In disqualifying Debevoise, Platt agreed with the class's arguments that the firm had an impermissible dual representation because it was counsel to MetLife and the policyholders prior to the conversion, but afterwards, when the two became adversaries, it continued to represent MetLife.
The class also contended that disqualification was required because the class had listed four Debevoise lawyers, three of whom had worked on the conversion litigation, as possible witnesses.
Debevoise has been MetLife's counsel for more than nine years. It has handled nine lawsuits raising claims arising from the conversion. Seven of those lawsuits have been dismissed. Aside from the case before Platt, there is one other suit that raises claims based on violations of New York state insurance law, rather than federal securities laws, and is pending in state court in Manhattan. None of the plaintiffs in those suits had sought Debevoise's dismissal.

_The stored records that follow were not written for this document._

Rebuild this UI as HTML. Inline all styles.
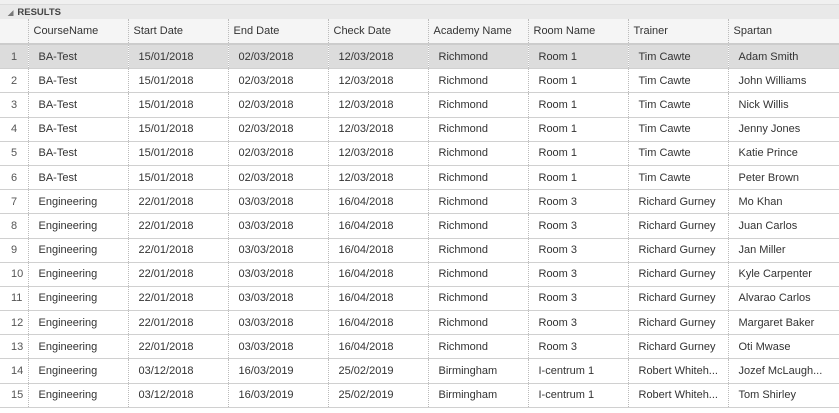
<!DOCTYPE html><html><head><style>
body{margin:0;width:839px;height:413px;overflow:hidden;background:#fff;font-family:"Liberation Sans",sans-serif;font-size:11px;color:#333}
.top{height:4px;background:#f0f0f0;border-bottom:1px solid #ddd}
.res{height:14px;background:#e9e9e9;font-size:9.5px;font-weight:bold;color:#444;line-height:15px;padding-left:8px}
.res span{font-size:7px;color:#777;margin-right:4px}
table{border-collapse:collapse;table-layout:fixed;width:839px}
th{background:#f5f5f5;font-weight:normal;text-align:left;height:24px;padding:0 0 0 5px;border-left:1px dotted #bbb;border-bottom:2px solid #ccc;color:#333;white-space:nowrap}
td{height:23.2px;padding:0 0 0 10px;border-left:1px dotted #bbb;border-bottom:1px solid #d0d0d0;white-space:nowrap;overflow:hidden}
td:first-child,th:first-child{border-left:none;padding-left:11px;color:#555}
tr.sel td,tr.sel td:first-child{background:#dcdcdc}
</style></head><body>
<div class="top"></div>
<div class="res"><span>◢</span>RESULTS</div>
<table>
<colgroup><col style="width:28px"><col style="width:100px"><col style="width:100px"><col style="width:100px"><col style="width:100px"><col style="width:100px"><col style="width:100px"><col style="width:100px"><col style="width:111px"></colgroup>
<tr><th></th><th>CourseName</th><th>Start Date</th><th>End Date</th><th>Check Date</th><th>Academy Name</th><th>Room Name</th><th>Trainer</th><th>Spartan</th></tr>
<tr class="sel"><td>1</td><td>BA-Test</td><td>15/01/2018</td><td>02/03/2018</td><td>12/03/2018</td><td>Richmond</td><td>Room 1</td><td>Tim Cawte</td><td>Adam Smith</td></tr>
<tr><td>2</td><td>BA-Test</td><td>15/01/2018</td><td>02/03/2018</td><td>12/03/2018</td><td>Richmond</td><td>Room 1</td><td>Tim Cawte</td><td>John Williams</td></tr>
<tr><td>3</td><td>BA-Test</td><td>15/01/2018</td><td>02/03/2018</td><td>12/03/2018</td><td>Richmond</td><td>Room 1</td><td>Tim Cawte</td><td>Nick Willis</td></tr>
<tr><td>4</td><td>BA-Test</td><td>15/01/2018</td><td>02/03/2018</td><td>12/03/2018</td><td>Richmond</td><td>Room 1</td><td>Tim Cawte</td><td>Jenny Jones</td></tr>
<tr><td>5</td><td>BA-Test</td><td>15/01/2018</td><td>02/03/2018</td><td>12/03/2018</td><td>Richmond</td><td>Room 1</td><td>Tim Cawte</td><td>Katie Prince</td></tr>
<tr><td>6</td><td>BA-Test</td><td>15/01/2018</td><td>02/03/2018</td><td>12/03/2018</td><td>Richmond</td><td>Room 1</td><td>Tim Cawte</td><td>Peter Brown</td></tr>
<tr><td>7</td><td>Engineering</td><td>22/01/2018</td><td>03/03/2018</td><td>16/04/2018</td><td>Richmond</td><td>Room 3</td><td>Richard Gurney</td><td>Mo Khan</td></tr>
<tr><td>8</td><td>Engineering</td><td>22/01/2018</td><td>03/03/2018</td><td>16/04/2018</td><td>Richmond</td><td>Room 3</td><td>Richard Gurney</td><td>Juan Carlos</td></tr>
<tr><td>9</td><td>Engineering</td><td>22/01/2018</td><td>03/03/2018</td><td>16/04/2018</td><td>Richmond</td><td>Room 3</td><td>Richard Gurney</td><td>Jan Miller</td></tr>
<tr><td>10</td><td>Engineering</td><td>22/01/2018</td><td>03/03/2018</td><td>16/04/2018</td><td>Richmond</td><td>Room 3</td><td>Richard Gurney</td><td>Kyle Carpenter</td></tr>
<tr><td>11</td><td>Engineering</td><td>22/01/2018</td><td>03/03/2018</td><td>16/04/2018</td><td>Richmond</td><td>Room 3</td><td>Richard Gurney</td><td>Alvarao Carlos</td></tr>
<tr><td>12</td><td>Engineering</td><td>22/01/2018</td><td>03/03/2018</td><td>16/04/2018</td><td>Richmond</td><td>Room 3</td><td>Richard Gurney</td><td>Margaret Baker</td></tr>
<tr><td>13</td><td>Engineering</td><td>22/01/2018</td><td>03/03/2018</td><td>16/04/2018</td><td>Richmond</td><td>Room 3</td><td>Richard Gurney</td><td>Oti Mwase</td></tr>
<tr><td>14</td><td>Engineering</td><td>03/12/2018</td><td>16/03/2019</td><td>25/02/2019</td><td>Birmingham</td><td>I-centrum 1</td><td>Robert Whiteh...</td><td>Jozef McLaugh...</td></tr>
<tr><td>15</td><td>Engineering</td><td>03/12/2018</td><td>16/03/2019</td><td>25/02/2019</td><td>Birmingham</td><td>I-centrum 1</td><td>Robert Whiteh...</td><td>Tom Shirley</td></tr>
</table>
</body></html>
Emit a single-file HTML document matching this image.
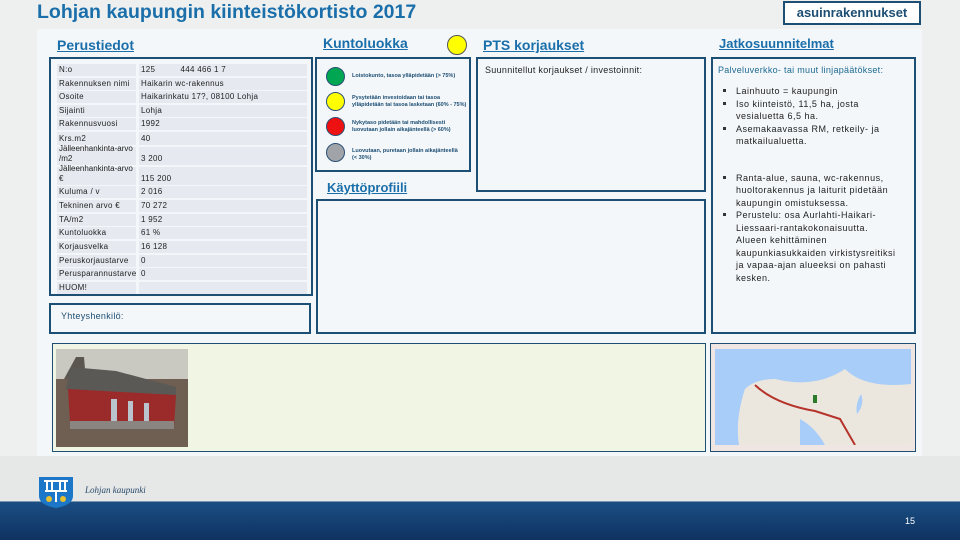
<!DOCTYPE html>
<html><head><meta charset="utf-8"><style>
*{margin:0;padding:0;box-sizing:border-box}
body{width:960px;height:540px;overflow:hidden;background:#eef0f0;font-family:"Liberation Sans",sans-serif;position:relative}
.a{position:absolute}
.h{color:#1a6faa;font-weight:bold;text-decoration:underline;font-size:14px}
.bx{position:absolute;border:2px solid #1d4e73}
.r{position:absolute;left:6px;width:250px;font-size:8px;color:#222;letter-spacing:.3px}
.r span{position:absolute;top:0;bottom:0;background:#e6e9f0;padding-left:2px;display:flex;align-items:flex-end;line-height:10px;padding-bottom:1px}
.l{left:0;width:79px}.v{left:82px;width:168px}
.c{position:absolute;left:9px;width:19px;height:19px;border-radius:50%;border:1px solid #2a4f77}
.ct{position:absolute;left:35px;font-size:5.5px;color:#1d4e73;font-weight:bold;line-height:7px}
ul{list-style:none}
li{position:relative;padding-left:18px;font-size:9px;line-height:12.5px;color:#222;letter-spacing:.5px}
li:before{content:"";position:absolute;left:5px;top:4px;width:3px;height:3px;background:#333}
</style></head><body>
<div class="a" style="left:37px;top:1px;font-size:19.5px;font-weight:bold;color:#1a6faa">Lohjan kaupungin kiinteistökortisto 2017</div>
<div class="a" style="left:783px;top:1px;width:138px;height:24px;border:2px solid #1d4e73;background:#fff;color:#1d4e73;font-weight:bold;font-size:13px;text-align:center;line-height:20px">asuinrakennukset</div>
<div class="a" style="left:37px;top:29px;width:885px;height:427px;background:#f4f7fa"></div>
<div class="a h" style="left:57px;top:37px">Perustiedot</div>
<div class="a h" style="left:323px;top:35px">Kuntoluokka</div>
<div class="a" style="left:447px;top:35px;width:20px;height:20px;border-radius:50%;background:#ffff00;border:1px solid #555"></div>
<div class="a h" style="left:483px;top:37px">PTS korjaukset</div>
<div class="a h" style="left:719px;top:36px;font-size:13px">Jatkosuunnitelmat</div>
<div class="bx" style="left:49px;top:57px;width:264px;height:239px">
<div class="r" style="top:5px;height:12px"><span class="l">N:o</span><span class="v">125 &nbsp;&nbsp;&nbsp;&nbsp;&nbsp;&nbsp;&nbsp;&nbsp;&nbsp;444 466 1 7</span></div>
<div class="r" style="top:19px;height:12px"><span class="l">Rakennuksen nimi</span><span class="v">Haikarin wc-rakennus</span></div>
<div class="r" style="top:32px;height:12px"><span class="l">Osoite</span><span class="v">Haikarinkatu 17?, 08100 Lohja</span></div>
<div class="r" style="top:46px;height:12px"><span class="l">Sijainti</span><span class="v">Lohja</span></div>
<div class="r" style="top:59px;height:12px"><span class="l">Rakennusvuosi</span><span class="v">1992</span></div>
<div class="r" style="top:73px;height:13px"><span class="l">Krs.m2</span><span class="v">40</span></div>
<div class="r" style="top:88px;height:18px"><span class="l" style="letter-spacing:0">Jälleenhankinta-arvo<br>/m2</span><span class="v">3 200</span></div>
<div class="r" style="top:108px;height:18px"><span class="l" style="letter-spacing:0">Jälleenhankinta-arvo<br>€</span><span class="v">115 200</span></div>
<div class="r" style="top:127px;height:12px"><span class="l">Kuluma / v</span><span class="v">2 016</span></div>
<div class="r" style="top:141px;height:12px"><span class="l">Tekninen arvo €</span><span class="v">70 272</span></div>
<div class="r" style="top:155px;height:12px"><span class="l">TA/m2</span><span class="v">1 952</span></div>
<div class="r" style="top:168px;height:12px"><span class="l">Kuntoluokka</span><span class="v">61 %</span></div>
<div class="r" style="top:182px;height:12px"><span class="l">Korjausvelka</span><span class="v">16 128</span></div>
<div class="r" style="top:196px;height:12px"><span class="l">Peruskorjaustarve</span><span class="v">0</span></div>
<div class="r" style="top:209px;height:12px"><span class="l">Perusparannustarve</span><span class="v">0</span></div>
<div class="r" style="top:223px;height:12px"><span class="l">HUOM!</span><span class="v"></span></div>
</div>
<div class="bx" style="left:49px;top:303px;width:262px;height:31px"><div class="a" style="left:10px;top:6px;font-size:9px;color:#1d4e73;letter-spacing:.3px">Yhteyshenkilö:</div></div>
<div class="bx" style="left:315px;top:57px;width:156px;height:115px">
<div class="c" style="top:8px;background:#00a651"></div><div class="ct" style="top:14px">Loistokunto, tasoa ylläpidetään (&gt; 75%)</div>
<div class="c" style="top:33px;background:#ffff00"></div><div class="ct" style="top:36px">Pysytetään investoidaan tai tasoa<br>ylläpidetään tai tasoa lasketaan (60% - 75%)</div>
<div class="c" style="top:58px;background:#ee1111"></div><div class="ct" style="top:61px">Nykytaso pidetään tai mahdollisesti<br>luovutaan jollain aikajänteellä (&gt; 60%)</div>
<div class="c" style="top:84px;background:#a0a4a8"></div><div class="ct" style="top:89px">Luovutaan, puretaan jollain aikajänteellä<br>(&lt; 30%)</div>
</div>
<div class="a h" style="left:327px;top:180px;font-size:13px">Käyttöprofiili</div>
<div class="bx" style="left:316px;top:199px;width:390px;height:135px"></div>
<div class="bx" style="left:476px;top:57px;width:230px;height:135px;background:#f4f7fa"><div class="a" style="left:7px;top:6px;font-size:9px;color:#222;letter-spacing:.3px">Suunnitellut korjaukset / investoinnit:</div></div>
<div class="bx" style="left:711px;top:57px;width:205px;height:277px">
<div class="a" style="left:5px;top:6px;font-size:9px;color:#1d6a90;letter-spacing:.3px;white-space:nowrap">Palveluverkko- tai muut linjapäätökset:</div>
<ul class="a" style="left:5px;top:26px;width:180px">
<li>Lainhuuto = kaupungin</li>
<li>Iso kiinteistö, 11,5 ha, josta vesialuetta 6,5 ha.</li>
<li>Asemakaavassa RM, retkeily- ja matkailualuetta.</li>
<li style="margin-top:24px">Ranta-alue, sauna, wc-rakennus, huoltorakennus ja laiturit pidetään kaupungin omistuksessa.</li>
<li>Perustelu: osa Aurlahti-Haikari-Liessaari-rantakokonaisuutta. Alueen kehittäminen kaupunkiasukkaiden virkistysreitiksi ja vapaa-ajan alueeksi on pahasti kesken.</li>
</ul></div>
<div class="a" style="left:52px;top:343px;width:654px;height:109px;background:#f0f5e4;border:1px solid #1d4e73">
<svg class="a" style="left:3px;top:5px" width="132" height="98"><rect width="132" height="98" fill="#6e5f52"/><rect width="132" height="30" fill="#c9c9c2"/><path d="M8 30 L20 8 L28 8 L30 32" fill="#5b5650"/><polygon points="15,18 60,22 120,38 120,46 10,40" fill="#5a5956"/><polygon points="12,40 120,46 118,78 14,74" fill="#9b2a2a"/><rect x="14" y="72" width="104" height="8" fill="#8a8580"/><rect x="55" y="50" width="6" height="22" fill="#b9c4cc"/><rect x="72" y="52" width="5" height="20" fill="#b9c4cc"/><rect x="88" y="54" width="5" height="18" fill="#b9c4cc"/></svg>
</div>
<div class="a" style="left:710px;top:343px;width:206px;height:109px;background:#efe6e4;border:1px solid #1d4e73">
<svg class="a" style="left:4px;top:5px" width="196" height="96"><rect width="196" height="96" fill="#ebe7df"/><path d="M0 0 H196 V35 Q150 40 130 20 Q100 40 60 30 Q40 30 30 40 Q20 70 24 96 H0Z" fill="#a8cdf8"/><path d="M85 70 Q100 78 110 96 H85Z" fill="#a8cdf8"/><path d="M146 45 Q150 55 142 65 Q140 55 146 45Z" fill="#a8cdf8"/><path d="M40 36 Q60 55 100 62 L125 70 L140 96" stroke="#b5332a" stroke-width="2" fill="none"/><rect x="98" y="46" width="4" height="8" fill="#2a7a2a"/></svg>
</div>
<div class="a" style="left:0;top:456px;width:960px;height:46px;background:#e6e8e8"></div>
<div class="a" style="left:0;top:501px;width:960px;height:39px;background:linear-gradient(#1a4e84,#0f3260);border-top:1px solid #7a95b0"></div>
<svg class="a" style="left:38px;top:476px" width="37" height="33"><path d="M1 1 H35 V20 Q35 29 18 32 Q1 29 1 20Z" fill="#1d77c8"/><path d="M6 5 H30 M9 5 V15 M14 5 V15 M22 5 V15 M27 5 V15 M7 15 H29 M18 15 V26" stroke="#fff" stroke-width="2" fill="none"/><circle cx="11" cy="23" r="3" fill="#e8c030"/><circle cx="25" cy="23" r="3" fill="#e8c030"/></svg>
<div class="a" style="left:85px;top:485px;font-family:'Liberation Serif',serif;font-style:italic;font-size:9px;color:#2a4a6a">Lohjan kaupunki</div>
<div class="a" style="left:905px;top:516px;font-size:9px;color:#fff">15</div>
</body></html>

At Thursday's argument, Judge Hall pressed MetLife's senior litigation trial counsel, Teresa Wynn Rosenborough, who argued the appeal, with regard to the "lawyers-as-witnesses" argument.
Hall queried whether there is any case law permitting MetLife to waive any potential conflict that might arise during the Debevoise's lawyers' testimony.
Rosenborough parried the question by saying that there is "no likelihood" that any of the potential Debevoise witnesses would deliver testimony damaging to MetLife, but if the lawyers were "compromised" during trial, the problem could be "dealt with then."
That approach, Hall noted, might put attorneys "in a position where they would have problems with the disciplinary committee."